I interpret this resolution as including crops that grow successfully in our region as well as protecting food plants that have been around more than 200 years.

Buy (grow) organic. At least one pesticide was found in 67 per cent of produce samples in the U.S. It’s probably about the same in Canada.

Go meatless once a week. To produce 450 grams (one pound) of beef can require 6,810 liters (1,799 gallons) of water. We can reduce our “hoofprints” by eating less meat.

Hard for us omnivores, but we can manage smaller portions, too.

Cook. Read Michael Pollan’s book Cooked for many new insights.

He writes delightfully and there are even recipes for four fundamental foods.

Do dinner parties. Talk about food, enjoy a meal, and if you are traveling in 2014 and craving a homemade meal try meal sharing (mealsharing.com).
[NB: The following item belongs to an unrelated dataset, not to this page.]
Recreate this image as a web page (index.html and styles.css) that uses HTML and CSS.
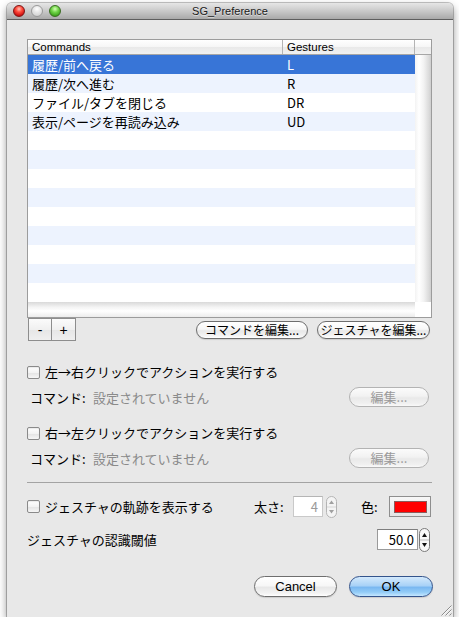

Consider the true cost of your food. There are many direct and indirect costs for excessive agricultural use of antibiotics and artificial fertilizers, for example.

Encourage grassroots inventiveness. Farmers, scientists, researchers, women, youth, NGOs, and others are finding on-the-ground solutions for many interconnected global agriculture problems. Their work needs resources, research, and investment to replace failing global food systems.

Support family farmers. The U.N. Food And Agriculture Organization has declared 2014 the International Year of Family Farming, to honour the world’s more than 400 million family farms and ensure their survival.

Share knowledge across generations. We don’t need to re-invent everything.

Older people can share their knowledge and participate in solutions to world food problems.